> Dataset content

——

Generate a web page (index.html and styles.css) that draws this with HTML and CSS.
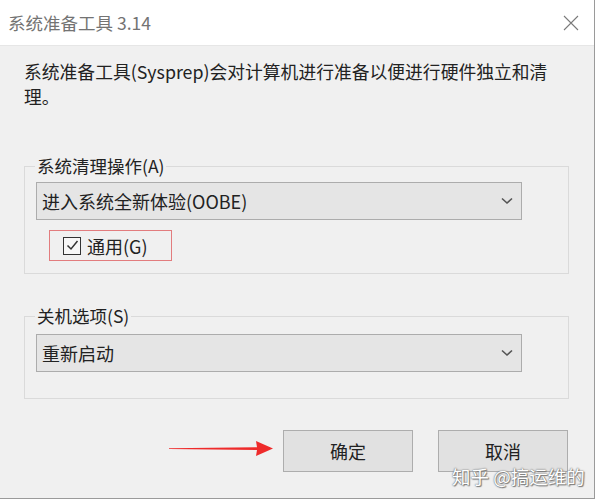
FILE: index.html
```html
<!DOCTYPE html>
<html lang="zh-CN">
<head>
<meta charset="utf-8">
<title>系统准备工具 3.14</title>
<link rel="stylesheet" href="styles.css">
</head>
<body>
<div class="window">
  <div class="titlebar">
    <span class="title">系统准备工具 3.14</span>
    <svg class="close" width="16" height="16" viewBox="0 0 16 16"><path d="M1 1L15 15M15 1L1 15" stroke="#7a7a7a" stroke-width="1.1" fill="none"/></svg>
  </div>
  <div class="content">
    <p class="desc">系统准备工具(Sysprep)会对计算机进行准备以便进行硬件独立和清<br>理。</p>
    <fieldset class="group group-first">
      <legend>系统清理操作(A)</legend>
      <div class="select select-first">
        <span>进入系统全新体验(OOBE)</span>
        <svg width="12" height="8" viewBox="0 0 12 8"><path d="M1 1.5L6 6L11 1.5" stroke="#555" stroke-width="1.6" fill="none"/></svg>
      </div>
      <div class="check-wrap">
        <span class="checkbox"><svg width="15" height="15" viewBox="0 0 15 15"><path d="M2.5 7.5L6 11L12.5 3" stroke="#333" stroke-width="1.5" fill="none"/></svg></span>
        <span class="check-label">通用(G)</span>
      </div>
    </fieldset>
    <fieldset class="group group-second">
      <legend>关机选项(S)</legend>
      <div class="select select-second">
        <span>重新启动</span>
        <svg width="12" height="8" viewBox="0 0 12 8"><path d="M1 1.5L6 6L11 1.5" stroke="#555" stroke-width="1.6" fill="none"/></svg>
      </div>
    </fieldset>
    <div class="buttons">
      <button class="btn">确定</button>
      <button class="btn">取消</button>
    </div>
  </div>
  <svg class="arrow" width="106" height="18" viewBox="0 0 106 18"><path d="M0 8.3L88 7.2L87 1L104 8.5L87 16L88 10L0 8.9Z" fill="#ee2b2b"/></svg>
  <div class="watermark">知乎 @搞运维的</div>
</div>
</body>
</html>
```
FILE: styles.css
```css
* { box-sizing: border-box; }
html, body { margin: 0; padding: 0; background: #ffffff; }
body {
  width: 597px;
  height: 500px;
  overflow: hidden;
  font-family: "Noto Sans CJK SC", "Noto Sans", sans-serif;
  color: #222;
}
.window {
  position: relative;
  width: 595px;
  height: 499px;
  background: #f0f0f0;
  border-right: 1px solid #9a9a9a;
  border-bottom: 1px solid #9a9a9a;
  display: flex;
  flex-direction: column;
}
.titlebar {
  height: 46px;
  background: #ffffff;
  border-bottom: 1px solid #e6e6e6;
  display: flex;
  align-items: center;
  justify-content: space-between;
  padding: 0 15px 0 8px;
  flex-shrink: 0;
}
.title {
  font-size: 17.5px;
  color: #737373;
  line-height: 22px;
}
.close { margin-top: 1px; }
.content {
  flex: 1;
  padding: 13px 26px 0 24px;
}
.desc {
  margin: 0;
  font-size: 17.8px;
  line-height: 25px;
  color: #222;
  white-space: nowrap;
}
.group {
  margin: 0;
  width: 545px;
  border: 1px solid #dadada;
  padding: 0 0 0 11px;
  min-width: 0;
}
.group legend {
  padding: 0 2px;
  margin-left: -1px;
  font-size: 17.5px;
  line-height: 20px;
  color: #222;
}
.group-first { margin-top: 47px; padding-bottom: 12px; }
.group-second { margin-top: 32px; padding-bottom: 26px; }
.select {
  width: 486px;
  height: 38px;
  background: #e5e5e5;
  border: 1px solid #acacac;
  display: flex;
  align-items: center;
  justify-content: space-between;
  padding: 0 8px 0 5px;
  font-size: 18px;
  color: #222;
}
.select-first { margin-top: 6px; }
.select-second { margin-top: 8px; }
.check-wrap {
  margin: 10px 0 0 13px;
  width: 123px;
  height: 31px;
  border: 1px solid #e27c7e;
  display: flex;
  align-items: center;
  padding-left: 13px;
  gap: 6px;
}
.checkbox {
  width: 18px;
  height: 18px;
  border: 1.5px solid #333;
  background: #f7f7f7;
  display: flex;
  align-items: center;
  justify-content: center;
}
.check-label {
  font-size: 18px;
  color: #222;
  line-height: 20px;
}
.buttons {
  margin-top: 31px;
  display: flex;
  justify-content: flex-end;
  gap: 25px;
}
.btn {
  width: 130px;
  height: 42px;
  background: #e1e1e1;
  border: 1.5px solid #adadad;
  font-family: "Noto Sans CJK SC", "Noto Sans", sans-serif;
  font-size: 18px;
  color: #222;
  padding: 0;
}
.arrow {
  position: absolute;
  left: 169px;
  top: 440px;
}
.watermark {
  position: absolute;
  left: 452px;
  top: 466px;
  font-size: 18.5px;
  line-height: 20px;
  color: #ffffff;
  text-shadow: 0 0 1px #666, 0 0 2px #888, 1px 1px 1px #777;
  white-space: nowrap;
}
```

——

> What to produce
Return the full material word for word. Do not include the pictures.

> Solution to this exercise
Generate a web page (index.html and styles.css) that draws this with HTML and CSS.
FILE: index.html
```html
<!DOCTYPE html>
<html lang="zh-CN">
<head>
<meta charset="utf-8">
<title>系统准备工具 3.14</title>
<link rel="stylesheet" href="styles.css">
</head>
<body>
<div class="window">
  <div class="titlebar">
    <span class="title">系统准备工具 3.14</span>
    <svg class="close" width="16" height="16" viewBox="0 0 16 16"><path d="M1 1L15 15M15 1L1 15" stroke="#7a7a7a" stroke-width="1.1" fill="none"/></svg>
  </div>
  <div class="content">
    <p class="desc">系统准备工具(Sysprep)会对计算机进行准备以便进行硬件独立和清<br>理。</p>
    <fieldset class="group group-first">
      <legend>系统清理操作(A)</legend>
      <div class="select select-first">
        <span>进入系统全新体验(OOBE)</span>
        <svg width="12" height="8" viewBox="0 0 12 8"><path d="M1 1.5L6 6L11 1.5" stroke="#555" stroke-width="1.6" fill="none"/></svg>
      </div>
      <div class="check-wrap">
        <span class="checkbox"><svg width="15" height="15" viewBox="0 0 15 15"><path d="M2.5 7.5L6 11L12.5 3" stroke="#333" stroke-width="1.5" fill="none"/></svg></span>
        <span class="check-label">通用(G)</span>
      </div>
    </fieldset>
    <fieldset class="group group-second">
      <legend>关机选项(S)</legend>
      <div class="select select-second">
        <span>重新启动</span>
        <svg width="12" height="8" viewBox="0 0 12 8"><path d="M1 1.5L6 6L11 1.5" stroke="#555" stroke-width="1.6" fill="none"/></svg>
      </div>
    </fieldset>
    <div class="buttons">
      <button class="btn">确定</button>
      <button class="btn">取消</button>
    </div>
  </div>
  <svg class="arrow" width="106" height="18" viewBox="0 0 106 18"><path d="M0 8.3L88 7.2L87 1L104 8.5L87 16L88 10L0 8.9Z" fill="#ee2b2b"/></svg>
  <div class="watermark">知乎 @搞运维的</div>
</div>
</body>
</html>
```
FILE: styles.css
```css
* { box-sizing: border-box; }
html, body { margin: 0; padding: 0; background: #ffffff; }
body {
  width: 597px;
  height: 500px;
  overflow: hidden;
  font-family: "Noto Sans CJK SC", "Noto Sans", sans-serif;
  color: #222;
}
.window {
  position: relative;
  width: 595px;
  height: 499px;
  background: #f0f0f0;
  border-right: 1px solid #9a9a9a;
  border-bottom: 1px solid #9a9a9a;
  display: flex;
  flex-direction: column;
}
.titlebar {
  height: 46px;
  background: #ffffff;
  border-bottom: 1px solid #e6e6e6;
  display: flex;
  align-items: center;
  justify-content: space-between;
  padding: 0 15px 0 8px;
  flex-shrink: 0;
}
.title {
  font-size: 17.5px;
  color: #737373;
  line-height: 22px;
}
.close { margin-top: 1px; }
.content {
  flex: 1;
  padding: 13px 26px 0 24px;
}
.desc {
  margin: 0;
  font-size: 17.8px;
  line-height: 25px;
  color: #222;
  white-space: nowrap;
}
.group {
  margin: 0;
  width: 545px;
  border: 1px solid #dadada;
  padding: 0 0 0 11px;
  min-width: 0;
}
.group legend {
  padding: 0 2px;
  margin-left: -1px;
  font-size: 17.5px;
  line-height: 20px;
  color: #222;
}
.group-first { margin-top: 47px; padding-bottom: 12px; }
.group-second { margin-top: 32px; padding-bottom: 26px; }
.select {
  width: 486px;
  height: 38px;
  background: #e5e5e5;
  border: 1px solid #acacac;
  display: flex;
  align-items: center;
  justify-content: space-between;
  padding: 0 8px 0 5px;
  font-size: 18px;
  color: #222;
}
.select-first { margin-top: 6px; }
.select-second { margin-top: 8px; }
.check-wrap {
  margin: 10px 0 0 13px;
  width: 123px;
  height: 31px;
  border: 1px solid #e27c7e;
  display: flex;
  align-items: center;
  padding-left: 13px;
  gap: 6px;
}
.checkbox {
  width: 18px;
  height: 18px;
  border: 1.5px solid #333;
  background: #f7f7f7;
  display: flex;
  align-items: center;
  justify-content: center;
}
.check-label {
  font-size: 18px;
  color: #222;
  line-height: 20px;
}
.buttons {
  margin-top: 31px;
  display: flex;
  justify-content: flex-end;
  gap: 25px;
}
.btn {
  width: 130px;
  height: 42px;
  background: #e1e1e1;
  border: 1.5px solid #adadad;
  font-family: "Noto Sans CJK SC", "Noto Sans", sans-serif;
  font-size: 18px;
  color: #222;
  padding: 0;
}
.arrow {
  position: absolute;
  left: 169px;
  top: 440px;
}
.watermark {
  position: absolute;
  left: 452px;
  top: 466px;
  font-size: 18.5px;
  line-height: 20px;
  color: #ffffff;
  text-shadow: 0 0 1px #666, 0 0 2px #888, 1px 1px 1px #777;
  white-space: nowrap;
}
```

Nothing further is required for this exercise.